====== RECORD EXCERPTS

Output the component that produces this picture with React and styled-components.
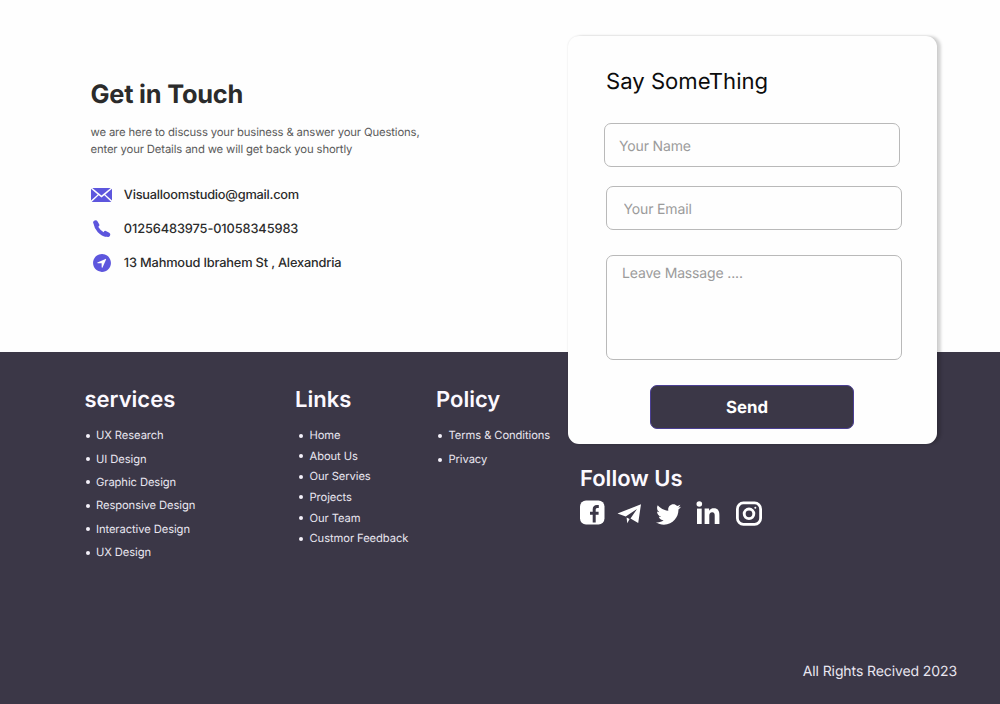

============
====== RECORD EXCERPTS

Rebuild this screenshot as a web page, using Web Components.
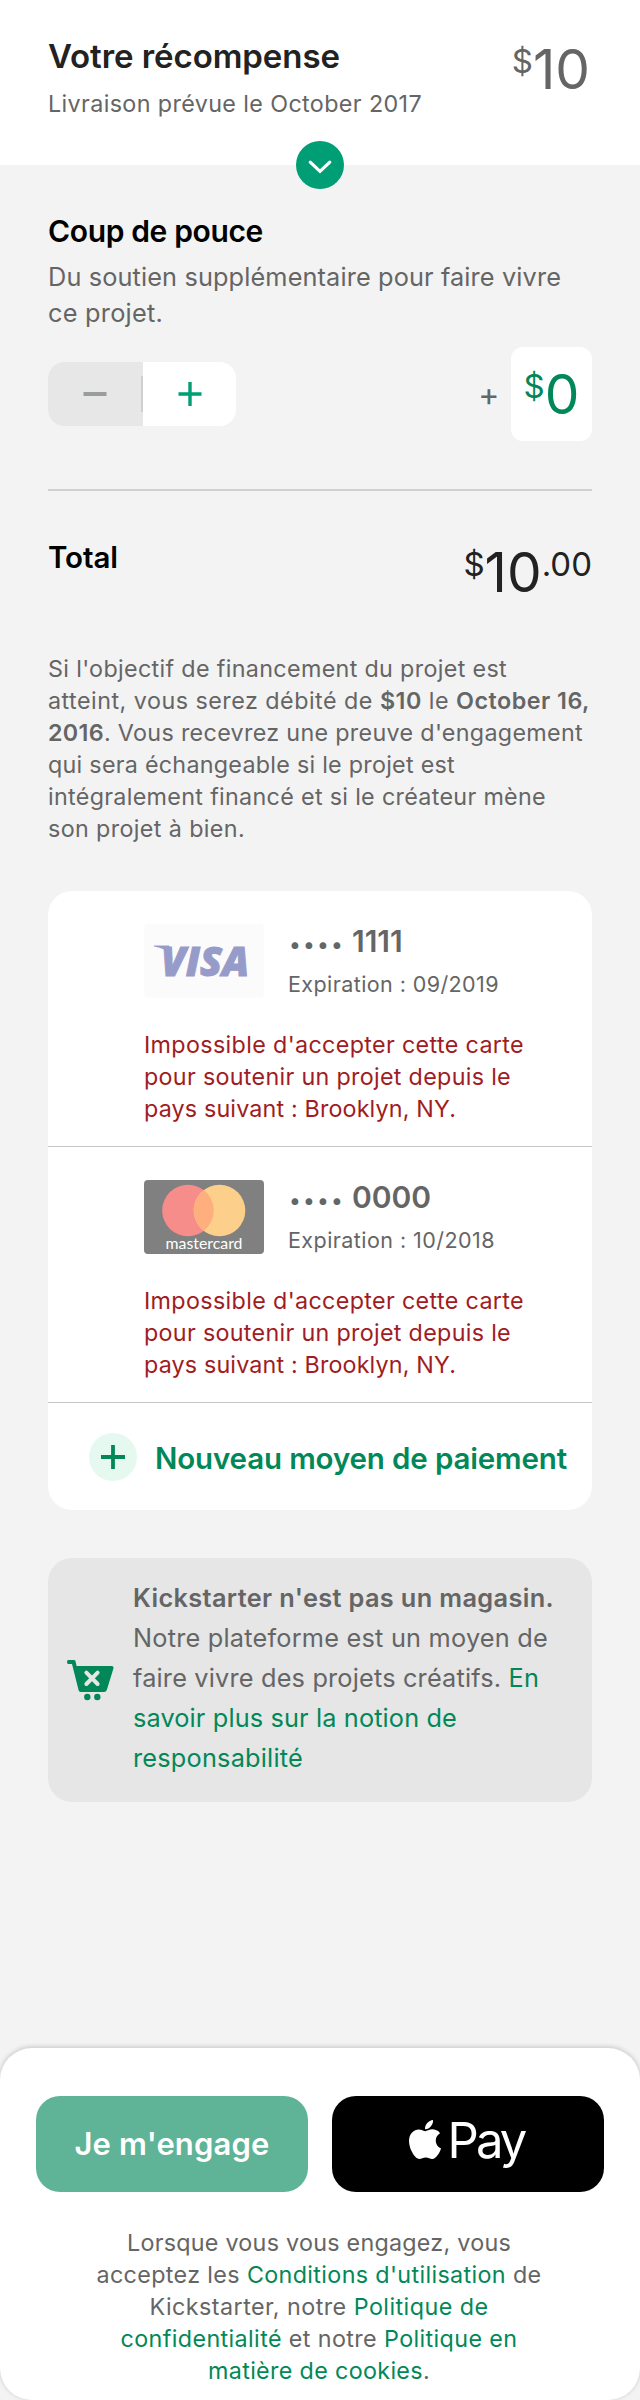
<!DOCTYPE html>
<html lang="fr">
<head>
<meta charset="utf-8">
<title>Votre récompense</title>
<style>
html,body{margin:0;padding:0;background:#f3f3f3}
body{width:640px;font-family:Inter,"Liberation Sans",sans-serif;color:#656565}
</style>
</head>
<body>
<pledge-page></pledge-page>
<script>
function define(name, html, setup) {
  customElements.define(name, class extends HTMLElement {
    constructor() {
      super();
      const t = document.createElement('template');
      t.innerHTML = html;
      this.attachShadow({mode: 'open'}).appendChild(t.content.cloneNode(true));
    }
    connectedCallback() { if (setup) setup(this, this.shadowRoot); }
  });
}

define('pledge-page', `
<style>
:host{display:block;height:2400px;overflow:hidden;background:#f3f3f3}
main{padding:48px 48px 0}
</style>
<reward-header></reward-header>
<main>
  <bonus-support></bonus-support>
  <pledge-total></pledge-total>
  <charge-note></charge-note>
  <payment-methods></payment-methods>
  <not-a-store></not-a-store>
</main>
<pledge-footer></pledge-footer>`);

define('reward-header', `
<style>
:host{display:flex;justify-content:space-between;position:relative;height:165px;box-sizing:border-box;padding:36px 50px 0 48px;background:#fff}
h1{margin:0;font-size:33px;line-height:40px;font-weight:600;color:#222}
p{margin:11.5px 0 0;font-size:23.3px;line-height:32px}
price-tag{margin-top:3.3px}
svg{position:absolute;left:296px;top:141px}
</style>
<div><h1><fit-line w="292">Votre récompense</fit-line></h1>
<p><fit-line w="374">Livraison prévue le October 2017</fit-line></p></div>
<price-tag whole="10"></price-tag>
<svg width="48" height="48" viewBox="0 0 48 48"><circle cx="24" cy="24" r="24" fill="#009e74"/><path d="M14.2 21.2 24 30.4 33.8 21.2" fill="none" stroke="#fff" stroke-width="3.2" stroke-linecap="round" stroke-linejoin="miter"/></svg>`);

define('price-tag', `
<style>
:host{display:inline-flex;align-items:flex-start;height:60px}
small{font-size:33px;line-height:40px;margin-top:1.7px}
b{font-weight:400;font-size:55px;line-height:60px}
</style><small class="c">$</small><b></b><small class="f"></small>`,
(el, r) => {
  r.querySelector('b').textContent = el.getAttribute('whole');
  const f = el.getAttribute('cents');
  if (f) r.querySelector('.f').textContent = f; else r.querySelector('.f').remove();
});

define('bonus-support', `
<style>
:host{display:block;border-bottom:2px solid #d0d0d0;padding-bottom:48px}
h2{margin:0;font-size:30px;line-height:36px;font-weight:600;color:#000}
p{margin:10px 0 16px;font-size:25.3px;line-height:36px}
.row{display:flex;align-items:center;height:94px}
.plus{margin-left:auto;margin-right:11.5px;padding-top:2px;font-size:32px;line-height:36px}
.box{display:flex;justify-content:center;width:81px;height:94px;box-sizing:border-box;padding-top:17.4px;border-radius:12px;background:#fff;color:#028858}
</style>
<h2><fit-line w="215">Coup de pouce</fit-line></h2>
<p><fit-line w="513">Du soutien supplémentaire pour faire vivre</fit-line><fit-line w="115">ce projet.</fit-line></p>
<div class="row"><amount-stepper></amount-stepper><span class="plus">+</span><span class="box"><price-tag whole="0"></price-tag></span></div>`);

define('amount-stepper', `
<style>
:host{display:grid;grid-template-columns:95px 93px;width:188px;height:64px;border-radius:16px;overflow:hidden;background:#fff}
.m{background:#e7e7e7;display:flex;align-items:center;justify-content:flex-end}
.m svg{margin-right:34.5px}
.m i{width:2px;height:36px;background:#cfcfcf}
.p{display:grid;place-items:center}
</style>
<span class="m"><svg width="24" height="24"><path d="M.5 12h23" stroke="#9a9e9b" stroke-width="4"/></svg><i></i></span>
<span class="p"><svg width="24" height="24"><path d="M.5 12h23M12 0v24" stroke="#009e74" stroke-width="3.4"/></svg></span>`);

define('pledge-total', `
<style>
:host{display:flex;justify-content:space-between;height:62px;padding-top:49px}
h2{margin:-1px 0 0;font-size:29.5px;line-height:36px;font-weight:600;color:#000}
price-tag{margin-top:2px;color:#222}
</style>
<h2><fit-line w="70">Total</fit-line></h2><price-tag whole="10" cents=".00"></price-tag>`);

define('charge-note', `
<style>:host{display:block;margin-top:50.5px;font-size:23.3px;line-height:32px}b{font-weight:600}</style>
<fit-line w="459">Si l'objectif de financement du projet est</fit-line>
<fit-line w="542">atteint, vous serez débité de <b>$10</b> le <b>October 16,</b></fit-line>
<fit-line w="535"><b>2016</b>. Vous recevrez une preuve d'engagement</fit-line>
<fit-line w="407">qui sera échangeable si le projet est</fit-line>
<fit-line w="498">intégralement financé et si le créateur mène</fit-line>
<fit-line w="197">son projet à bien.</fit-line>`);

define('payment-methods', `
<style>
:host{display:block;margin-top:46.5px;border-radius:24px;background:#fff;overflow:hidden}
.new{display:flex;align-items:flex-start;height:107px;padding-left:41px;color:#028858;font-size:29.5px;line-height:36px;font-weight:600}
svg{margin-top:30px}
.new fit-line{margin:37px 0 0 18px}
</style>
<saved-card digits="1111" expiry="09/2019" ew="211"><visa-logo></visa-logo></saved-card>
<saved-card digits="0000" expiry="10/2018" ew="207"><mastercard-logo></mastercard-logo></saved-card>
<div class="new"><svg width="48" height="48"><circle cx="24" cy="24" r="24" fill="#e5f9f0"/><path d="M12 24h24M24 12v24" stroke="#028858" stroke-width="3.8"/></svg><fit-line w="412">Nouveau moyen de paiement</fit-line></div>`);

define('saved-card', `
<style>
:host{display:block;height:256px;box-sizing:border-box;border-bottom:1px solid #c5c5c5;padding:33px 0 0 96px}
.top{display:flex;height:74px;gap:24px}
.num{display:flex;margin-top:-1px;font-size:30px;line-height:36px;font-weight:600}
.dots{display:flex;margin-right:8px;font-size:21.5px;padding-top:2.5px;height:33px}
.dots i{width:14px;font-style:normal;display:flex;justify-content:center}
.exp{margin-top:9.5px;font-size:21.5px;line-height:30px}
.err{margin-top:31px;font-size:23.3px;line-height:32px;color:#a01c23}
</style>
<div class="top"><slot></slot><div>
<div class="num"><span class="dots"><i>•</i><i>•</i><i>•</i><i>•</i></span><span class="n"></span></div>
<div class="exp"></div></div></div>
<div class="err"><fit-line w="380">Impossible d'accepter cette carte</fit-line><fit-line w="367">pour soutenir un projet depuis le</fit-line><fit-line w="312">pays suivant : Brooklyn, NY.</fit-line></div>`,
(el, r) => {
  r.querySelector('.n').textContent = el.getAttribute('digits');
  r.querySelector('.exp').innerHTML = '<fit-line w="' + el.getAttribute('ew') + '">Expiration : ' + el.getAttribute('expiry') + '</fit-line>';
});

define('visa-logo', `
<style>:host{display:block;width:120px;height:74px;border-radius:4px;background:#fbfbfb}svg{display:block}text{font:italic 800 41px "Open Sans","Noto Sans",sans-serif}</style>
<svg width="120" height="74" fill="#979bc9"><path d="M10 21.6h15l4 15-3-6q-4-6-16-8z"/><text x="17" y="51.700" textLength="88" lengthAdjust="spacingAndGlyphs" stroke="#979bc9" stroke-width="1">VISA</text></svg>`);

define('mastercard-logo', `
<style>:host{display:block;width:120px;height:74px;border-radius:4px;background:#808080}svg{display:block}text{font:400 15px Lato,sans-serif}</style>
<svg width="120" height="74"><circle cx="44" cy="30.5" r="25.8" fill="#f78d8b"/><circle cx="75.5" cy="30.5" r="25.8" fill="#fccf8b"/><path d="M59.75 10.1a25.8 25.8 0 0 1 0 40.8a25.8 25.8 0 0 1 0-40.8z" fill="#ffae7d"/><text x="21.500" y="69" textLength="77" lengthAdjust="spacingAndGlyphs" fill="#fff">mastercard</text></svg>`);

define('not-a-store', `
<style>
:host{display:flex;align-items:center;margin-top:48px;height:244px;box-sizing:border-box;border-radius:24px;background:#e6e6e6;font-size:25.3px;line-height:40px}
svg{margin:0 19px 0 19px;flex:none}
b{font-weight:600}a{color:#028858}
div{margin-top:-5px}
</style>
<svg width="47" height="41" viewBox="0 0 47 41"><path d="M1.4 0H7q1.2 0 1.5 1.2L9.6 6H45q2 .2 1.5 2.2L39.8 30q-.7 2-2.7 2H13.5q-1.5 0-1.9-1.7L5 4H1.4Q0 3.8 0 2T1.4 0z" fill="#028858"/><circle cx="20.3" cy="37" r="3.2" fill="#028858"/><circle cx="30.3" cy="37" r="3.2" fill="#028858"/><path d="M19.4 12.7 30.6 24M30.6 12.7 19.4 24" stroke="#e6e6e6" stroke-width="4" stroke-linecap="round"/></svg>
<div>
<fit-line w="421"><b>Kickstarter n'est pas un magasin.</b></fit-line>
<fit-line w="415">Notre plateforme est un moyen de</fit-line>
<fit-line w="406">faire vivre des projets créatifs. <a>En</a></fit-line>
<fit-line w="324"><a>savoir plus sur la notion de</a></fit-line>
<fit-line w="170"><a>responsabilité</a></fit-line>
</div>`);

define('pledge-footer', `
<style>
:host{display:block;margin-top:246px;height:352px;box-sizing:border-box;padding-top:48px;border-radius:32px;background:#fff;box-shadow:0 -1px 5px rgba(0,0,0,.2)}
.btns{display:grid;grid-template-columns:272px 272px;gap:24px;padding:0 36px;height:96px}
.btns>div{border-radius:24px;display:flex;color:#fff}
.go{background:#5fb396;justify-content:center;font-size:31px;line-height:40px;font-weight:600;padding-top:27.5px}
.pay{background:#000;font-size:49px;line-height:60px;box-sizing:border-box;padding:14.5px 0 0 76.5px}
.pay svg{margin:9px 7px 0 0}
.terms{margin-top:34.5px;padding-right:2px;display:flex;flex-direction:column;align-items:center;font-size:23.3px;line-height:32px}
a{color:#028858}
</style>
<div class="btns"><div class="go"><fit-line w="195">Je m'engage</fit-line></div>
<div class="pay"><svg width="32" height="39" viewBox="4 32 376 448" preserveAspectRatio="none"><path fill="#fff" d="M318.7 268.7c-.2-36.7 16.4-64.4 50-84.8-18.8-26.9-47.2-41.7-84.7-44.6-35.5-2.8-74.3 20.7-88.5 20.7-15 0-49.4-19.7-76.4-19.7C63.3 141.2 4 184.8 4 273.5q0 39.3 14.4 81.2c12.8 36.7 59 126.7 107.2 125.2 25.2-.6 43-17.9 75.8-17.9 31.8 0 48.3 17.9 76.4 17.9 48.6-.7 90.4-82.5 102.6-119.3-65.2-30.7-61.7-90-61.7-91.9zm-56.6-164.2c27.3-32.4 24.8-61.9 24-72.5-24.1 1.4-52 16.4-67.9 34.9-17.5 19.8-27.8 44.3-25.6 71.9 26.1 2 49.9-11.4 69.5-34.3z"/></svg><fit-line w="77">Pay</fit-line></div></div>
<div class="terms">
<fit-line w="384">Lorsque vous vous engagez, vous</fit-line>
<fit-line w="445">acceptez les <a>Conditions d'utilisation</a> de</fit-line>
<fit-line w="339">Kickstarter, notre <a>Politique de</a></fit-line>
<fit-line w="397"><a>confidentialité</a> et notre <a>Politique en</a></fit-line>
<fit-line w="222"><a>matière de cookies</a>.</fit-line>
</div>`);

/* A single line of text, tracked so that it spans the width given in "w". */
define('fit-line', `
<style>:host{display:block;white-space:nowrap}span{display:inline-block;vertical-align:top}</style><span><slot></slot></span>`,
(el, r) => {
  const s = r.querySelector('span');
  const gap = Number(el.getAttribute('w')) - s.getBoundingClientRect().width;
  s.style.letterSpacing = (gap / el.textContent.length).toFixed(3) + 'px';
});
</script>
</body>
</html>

============
====== RECORD EXCERPTS

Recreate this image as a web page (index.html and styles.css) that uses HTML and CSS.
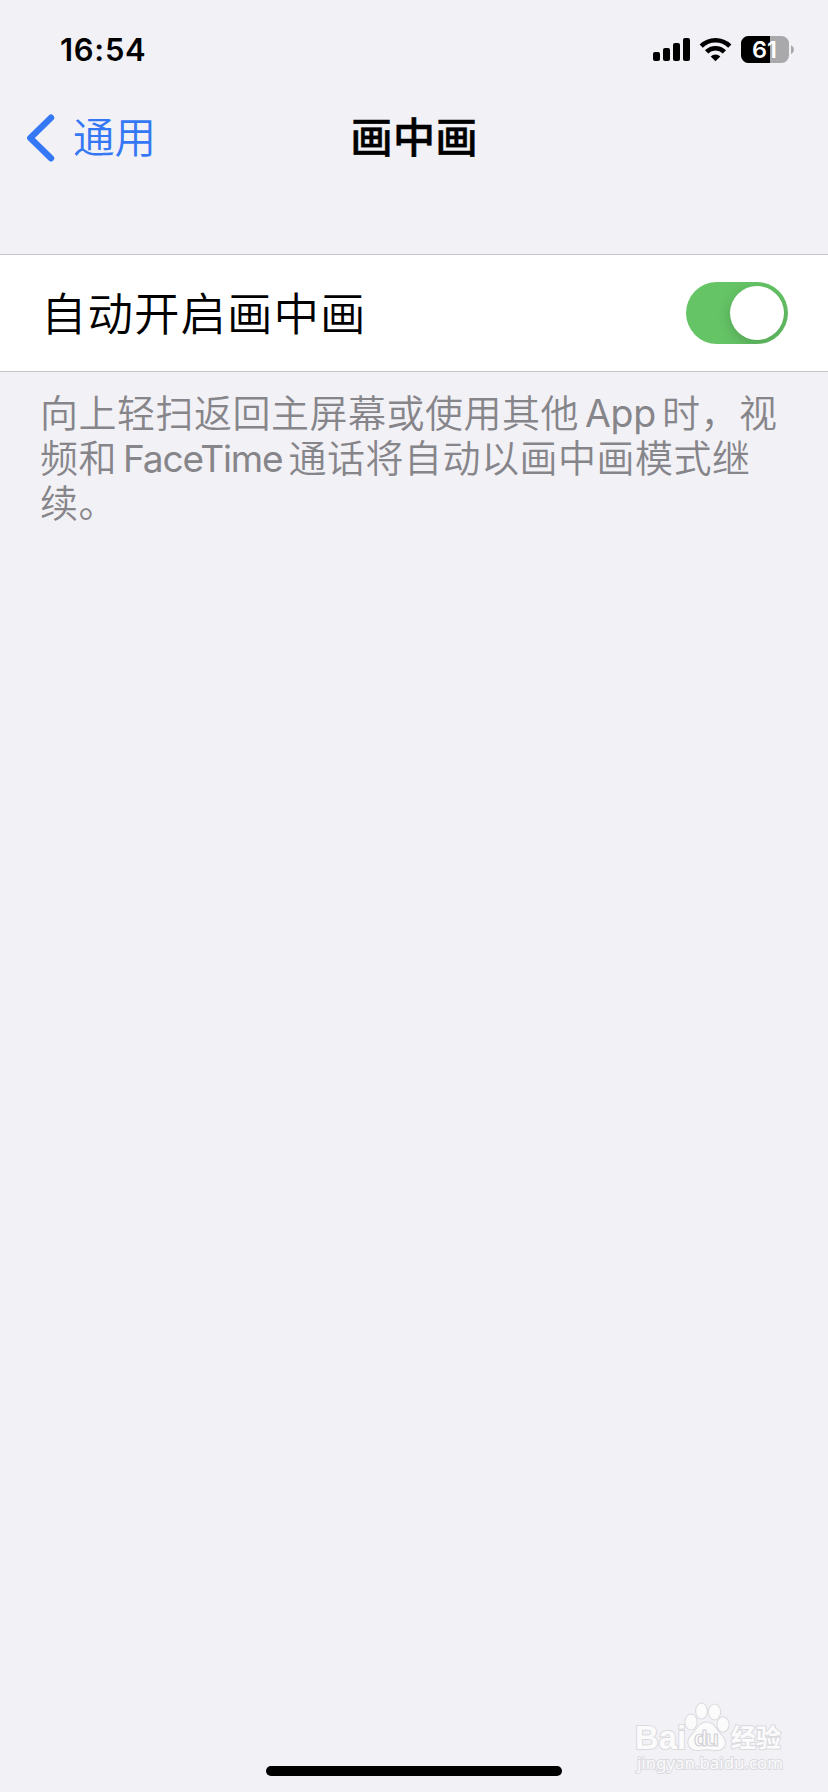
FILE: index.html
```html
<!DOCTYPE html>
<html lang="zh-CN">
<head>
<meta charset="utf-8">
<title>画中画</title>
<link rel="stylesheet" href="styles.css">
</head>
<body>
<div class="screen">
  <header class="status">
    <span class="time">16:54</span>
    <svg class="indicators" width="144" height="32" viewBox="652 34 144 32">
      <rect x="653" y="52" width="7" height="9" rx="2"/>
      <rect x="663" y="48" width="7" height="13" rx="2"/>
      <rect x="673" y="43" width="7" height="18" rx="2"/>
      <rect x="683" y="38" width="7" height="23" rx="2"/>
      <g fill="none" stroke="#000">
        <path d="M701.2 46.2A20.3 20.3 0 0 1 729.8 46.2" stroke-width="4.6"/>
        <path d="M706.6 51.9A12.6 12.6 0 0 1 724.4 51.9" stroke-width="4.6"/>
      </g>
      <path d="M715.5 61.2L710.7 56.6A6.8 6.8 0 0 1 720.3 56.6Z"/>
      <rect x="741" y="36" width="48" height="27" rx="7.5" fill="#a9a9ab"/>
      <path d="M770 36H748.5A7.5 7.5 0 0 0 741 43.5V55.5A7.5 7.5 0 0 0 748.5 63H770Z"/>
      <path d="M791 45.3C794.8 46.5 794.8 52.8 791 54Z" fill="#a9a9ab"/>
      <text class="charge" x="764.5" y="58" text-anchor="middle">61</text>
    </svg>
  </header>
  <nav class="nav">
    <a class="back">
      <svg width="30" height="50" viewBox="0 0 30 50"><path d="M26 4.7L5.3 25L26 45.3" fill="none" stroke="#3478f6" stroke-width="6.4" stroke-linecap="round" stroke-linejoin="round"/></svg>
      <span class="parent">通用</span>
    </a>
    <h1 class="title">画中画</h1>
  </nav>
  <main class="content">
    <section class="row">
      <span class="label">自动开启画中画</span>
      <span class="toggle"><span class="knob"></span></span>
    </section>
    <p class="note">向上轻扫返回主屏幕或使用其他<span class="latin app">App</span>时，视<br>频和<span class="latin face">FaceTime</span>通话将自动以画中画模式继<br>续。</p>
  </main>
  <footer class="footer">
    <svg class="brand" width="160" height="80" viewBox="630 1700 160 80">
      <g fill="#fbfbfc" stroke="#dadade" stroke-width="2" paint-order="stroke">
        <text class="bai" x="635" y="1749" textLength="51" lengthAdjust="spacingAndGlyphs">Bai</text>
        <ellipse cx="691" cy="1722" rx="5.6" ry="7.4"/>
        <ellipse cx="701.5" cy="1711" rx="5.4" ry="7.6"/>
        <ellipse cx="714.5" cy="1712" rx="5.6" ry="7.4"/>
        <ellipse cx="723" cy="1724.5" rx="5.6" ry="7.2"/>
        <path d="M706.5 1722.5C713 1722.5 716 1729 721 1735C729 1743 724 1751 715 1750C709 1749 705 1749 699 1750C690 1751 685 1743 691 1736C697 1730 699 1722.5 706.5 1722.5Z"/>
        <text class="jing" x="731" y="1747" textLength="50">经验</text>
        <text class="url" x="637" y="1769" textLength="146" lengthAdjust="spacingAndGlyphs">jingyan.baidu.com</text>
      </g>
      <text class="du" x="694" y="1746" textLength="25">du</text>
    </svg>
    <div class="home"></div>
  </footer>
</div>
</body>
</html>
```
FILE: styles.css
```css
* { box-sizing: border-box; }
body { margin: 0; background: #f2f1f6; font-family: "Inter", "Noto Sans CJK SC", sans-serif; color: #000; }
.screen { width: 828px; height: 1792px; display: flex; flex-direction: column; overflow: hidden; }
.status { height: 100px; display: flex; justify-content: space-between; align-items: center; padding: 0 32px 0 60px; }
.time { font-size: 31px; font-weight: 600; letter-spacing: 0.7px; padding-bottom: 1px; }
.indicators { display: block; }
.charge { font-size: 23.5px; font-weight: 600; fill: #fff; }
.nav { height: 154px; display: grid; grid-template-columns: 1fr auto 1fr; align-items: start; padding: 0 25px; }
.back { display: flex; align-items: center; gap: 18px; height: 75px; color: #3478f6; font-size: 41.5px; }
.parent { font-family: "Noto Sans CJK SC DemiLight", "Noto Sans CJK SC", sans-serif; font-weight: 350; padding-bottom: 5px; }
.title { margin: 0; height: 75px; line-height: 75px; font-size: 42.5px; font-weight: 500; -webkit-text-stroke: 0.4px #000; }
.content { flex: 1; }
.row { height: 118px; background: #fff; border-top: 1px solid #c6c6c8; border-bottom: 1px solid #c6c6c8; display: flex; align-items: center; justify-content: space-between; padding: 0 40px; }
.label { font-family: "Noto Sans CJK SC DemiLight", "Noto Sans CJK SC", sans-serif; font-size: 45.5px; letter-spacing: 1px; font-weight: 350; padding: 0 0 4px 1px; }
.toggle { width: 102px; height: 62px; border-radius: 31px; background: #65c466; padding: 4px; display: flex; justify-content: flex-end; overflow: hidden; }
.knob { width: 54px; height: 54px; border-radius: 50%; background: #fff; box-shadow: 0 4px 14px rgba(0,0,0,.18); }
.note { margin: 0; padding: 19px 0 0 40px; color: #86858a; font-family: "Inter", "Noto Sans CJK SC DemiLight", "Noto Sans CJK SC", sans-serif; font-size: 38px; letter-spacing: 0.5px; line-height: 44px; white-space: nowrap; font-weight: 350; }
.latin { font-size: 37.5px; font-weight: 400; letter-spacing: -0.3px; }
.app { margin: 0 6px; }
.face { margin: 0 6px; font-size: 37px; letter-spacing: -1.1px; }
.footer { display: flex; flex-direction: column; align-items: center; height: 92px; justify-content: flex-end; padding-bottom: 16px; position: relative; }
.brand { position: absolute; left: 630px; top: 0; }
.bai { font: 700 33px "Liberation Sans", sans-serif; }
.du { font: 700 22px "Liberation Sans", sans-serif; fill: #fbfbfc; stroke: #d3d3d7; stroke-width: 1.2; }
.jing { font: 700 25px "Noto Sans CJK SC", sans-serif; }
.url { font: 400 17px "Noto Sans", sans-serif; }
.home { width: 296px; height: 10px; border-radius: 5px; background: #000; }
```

============

REQUIRED WORK: How many of the lines above include the string "index"? Reply with the number by itself.

ANSWER TO THIS EXERCISE: 2